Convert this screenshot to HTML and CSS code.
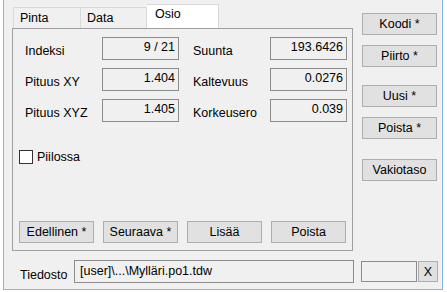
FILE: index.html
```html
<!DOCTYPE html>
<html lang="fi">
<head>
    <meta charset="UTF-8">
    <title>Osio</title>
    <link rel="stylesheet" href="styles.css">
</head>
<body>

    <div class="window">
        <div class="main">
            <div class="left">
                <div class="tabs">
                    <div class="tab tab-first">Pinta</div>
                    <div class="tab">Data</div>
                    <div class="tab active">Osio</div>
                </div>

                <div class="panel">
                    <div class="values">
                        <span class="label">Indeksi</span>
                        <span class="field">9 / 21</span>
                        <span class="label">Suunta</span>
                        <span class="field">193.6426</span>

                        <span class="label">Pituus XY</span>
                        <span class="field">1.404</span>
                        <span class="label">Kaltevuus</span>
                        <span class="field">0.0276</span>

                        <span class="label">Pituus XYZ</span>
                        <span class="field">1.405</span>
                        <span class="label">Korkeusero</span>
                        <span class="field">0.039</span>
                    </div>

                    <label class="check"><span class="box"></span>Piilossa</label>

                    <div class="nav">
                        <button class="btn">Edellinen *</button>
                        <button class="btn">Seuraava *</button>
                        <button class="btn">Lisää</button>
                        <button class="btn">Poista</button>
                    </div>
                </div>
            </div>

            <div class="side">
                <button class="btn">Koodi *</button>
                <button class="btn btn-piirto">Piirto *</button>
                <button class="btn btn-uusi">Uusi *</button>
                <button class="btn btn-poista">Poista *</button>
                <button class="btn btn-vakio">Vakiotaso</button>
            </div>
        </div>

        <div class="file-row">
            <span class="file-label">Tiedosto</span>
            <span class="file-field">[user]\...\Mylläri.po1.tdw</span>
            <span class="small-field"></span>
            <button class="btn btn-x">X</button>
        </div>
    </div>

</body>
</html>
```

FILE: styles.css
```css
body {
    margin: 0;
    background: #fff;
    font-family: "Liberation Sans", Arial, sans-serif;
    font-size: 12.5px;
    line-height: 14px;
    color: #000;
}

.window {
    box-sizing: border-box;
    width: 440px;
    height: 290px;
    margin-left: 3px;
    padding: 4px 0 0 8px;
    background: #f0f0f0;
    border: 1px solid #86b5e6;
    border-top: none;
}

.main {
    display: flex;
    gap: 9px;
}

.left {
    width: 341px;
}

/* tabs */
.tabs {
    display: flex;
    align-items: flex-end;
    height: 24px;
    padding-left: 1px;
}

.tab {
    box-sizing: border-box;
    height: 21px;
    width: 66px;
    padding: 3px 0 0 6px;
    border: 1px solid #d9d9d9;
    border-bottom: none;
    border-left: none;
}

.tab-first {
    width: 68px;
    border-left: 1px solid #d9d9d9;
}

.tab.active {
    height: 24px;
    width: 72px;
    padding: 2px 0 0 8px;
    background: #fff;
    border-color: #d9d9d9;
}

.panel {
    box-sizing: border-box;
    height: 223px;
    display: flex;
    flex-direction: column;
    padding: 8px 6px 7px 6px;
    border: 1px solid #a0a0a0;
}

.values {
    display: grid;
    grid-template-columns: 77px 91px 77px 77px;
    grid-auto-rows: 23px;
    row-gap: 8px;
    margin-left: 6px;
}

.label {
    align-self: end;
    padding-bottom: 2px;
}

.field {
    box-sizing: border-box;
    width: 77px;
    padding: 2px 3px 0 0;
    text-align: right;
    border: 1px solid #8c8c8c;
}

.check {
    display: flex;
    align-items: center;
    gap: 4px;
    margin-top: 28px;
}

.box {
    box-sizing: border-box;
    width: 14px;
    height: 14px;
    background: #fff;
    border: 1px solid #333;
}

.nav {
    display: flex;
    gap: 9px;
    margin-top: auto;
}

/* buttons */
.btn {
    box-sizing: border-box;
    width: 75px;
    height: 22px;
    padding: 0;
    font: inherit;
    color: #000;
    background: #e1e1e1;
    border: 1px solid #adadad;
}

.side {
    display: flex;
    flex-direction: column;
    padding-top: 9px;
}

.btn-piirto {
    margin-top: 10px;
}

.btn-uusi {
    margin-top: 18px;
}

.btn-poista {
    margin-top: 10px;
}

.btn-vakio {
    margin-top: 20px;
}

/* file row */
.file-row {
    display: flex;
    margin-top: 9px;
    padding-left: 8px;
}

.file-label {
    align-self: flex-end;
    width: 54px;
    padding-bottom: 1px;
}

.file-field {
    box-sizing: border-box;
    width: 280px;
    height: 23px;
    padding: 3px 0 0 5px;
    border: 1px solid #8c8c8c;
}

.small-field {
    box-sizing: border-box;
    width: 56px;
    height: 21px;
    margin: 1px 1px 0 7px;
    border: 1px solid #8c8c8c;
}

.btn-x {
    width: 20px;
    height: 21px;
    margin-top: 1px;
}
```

═══

Leave out the pictures and restate everything else word for word.

Convert this screenshot to HTML and CSS code.
FILE: index.html
```html
<!DOCTYPE html>
<html lang="fi">
<head>
    <meta charset="UTF-8">
    <title>Osio</title>
    <link rel="stylesheet" href="styles.css">
</head>
<body>

    <div class="window">
        <div class="main">
            <div class="left">
                <div class="tabs">
                    <div class="tab tab-first">Pinta</div>
                    <div class="tab">Data</div>
                    <div class="tab active">Osio</div>
                </div>

                <div class="panel">
                    <div class="values">
                        <span class="label">Indeksi</span>
                        <span class="field">9 / 21</span>
                        <span class="label">Suunta</span>
                        <span class="field">193.6426</span>

                        <span class="label">Pituus XY</span>
                        <span class="field">1.404</span>
                        <span class="label">Kaltevuus</span>
                        <span class="field">0.0276</span>

                        <span class="label">Pituus XYZ</span>
                        <span class="field">1.405</span>
                        <span class="label">Korkeusero</span>
                        <span class="field">0.039</span>
                    </div>

                    <label class="check"><span class="box"></span>Piilossa</label>

                    <div class="nav">
                        <button class="btn">Edellinen *</button>
                        <button class="btn">Seuraava *</button>
                        <button class="btn">Lisää</button>
                        <button class="btn">Poista</button>
                    </div>
                </div>
            </div>

            <div class="side">
                <button class="btn">Koodi *</button>
                <button class="btn btn-piirto">Piirto *</button>
                <button class="btn btn-uusi">Uusi *</button>
                <button class="btn btn-poista">Poista *</button>
                <button class="btn btn-vakio">Vakiotaso</button>
            </div>
        </div>

        <div class="file-row">
            <span class="file-label">Tiedosto</span>
            <span class="file-field">[user]\...\Mylläri.po1.tdw</span>
            <span class="small-field"></span>
            <button class="btn btn-x">X</button>
        </div>
    </div>

</body>
</html>
```

FILE: styles.css
```css
body {
    margin: 0;
    background: #fff;
    font-family: "Liberation Sans", Arial, sans-serif;
    font-size: 12.5px;
    line-height: 14px;
    color: #000;
}

.window {
    box-sizing: border-box;
    width: 440px;
    height: 290px;
    margin-left: 3px;
    padding: 4px 0 0 8px;
    background: #f0f0f0;
    border: 1px solid #86b5e6;
    border-top: none;
}

.main {
    display: flex;
    gap: 9px;
}

.left {
    width: 341px;
}

/* tabs */
.tabs {
    display: flex;
    align-items: flex-end;
    height: 24px;
    padding-left: 1px;
}

.tab {
    box-sizing: border-box;
    height: 21px;
    width: 66px;
    padding: 3px 0 0 6px;
    border: 1px solid #d9d9d9;
    border-bottom: none;
    border-left: none;
}

.tab-first {
    width: 68px;
    border-left: 1px solid #d9d9d9;
}

.tab.active {
    height: 24px;
    width: 72px;
    padding: 2px 0 0 8px;
    background: #fff;
    border-color: #d9d9d9;
}

.panel {
    box-sizing: border-box;
    height: 223px;
    display: flex;
    flex-direction: column;
    padding: 8px 6px 7px 6px;
    border: 1px solid #a0a0a0;
}

.values {
    display: grid;
    grid-template-columns: 77px 91px 77px 77px;
    grid-auto-rows: 23px;
    row-gap: 8px;
    margin-left: 6px;
}

.label {
    align-self: end;
    padding-bottom: 2px;
}

.field {
    box-sizing: border-box;
    width: 77px;
    padding: 2px 3px 0 0;
    text-align: right;
    border: 1px solid #8c8c8c;
}

.check {
    display: flex;
    align-items: center;
    gap: 4px;
    margin-top: 28px;
}

.box {
    box-sizing: border-box;
    width: 14px;
    height: 14px;
    background: #fff;
    border: 1px solid #333;
}

.nav {
    display: flex;
    gap: 9px;
    margin-top: auto;
}

/* buttons */
.btn {
    box-sizing: border-box;
    width: 75px;
    height: 22px;
    padding: 0;
    font: inherit;
    color: #000;
    background: #e1e1e1;
    border: 1px solid #adadad;
}

.side {
    display: flex;
    flex-direction: column;
    padding-top: 9px;
}

.btn-piirto {
    margin-top: 10px;
}

.btn-uusi {
    margin-top: 18px;
}

.btn-poista {
    margin-top: 10px;
}

.btn-vakio {
    margin-top: 20px;
}

/* file row */
.file-row {
    display: flex;
    margin-top: 9px;
    padding-left: 8px;
}

.file-label {
    align-self: flex-end;
    width: 54px;
    padding-bottom: 1px;
}

.file-field {
    box-sizing: border-box;
    width: 280px;
    height: 23px;
    padding: 3px 0 0 5px;
    border: 1px solid #8c8c8c;
}

.small-field {
    box-sizing: border-box;
    width: 56px;
    height: 21px;
    margin: 1px 1px 0 7px;
    border: 1px solid #8c8c8c;
}

.btn-x {
    width: 20px;
    height: 21px;
    margin-top: 1px;
}
```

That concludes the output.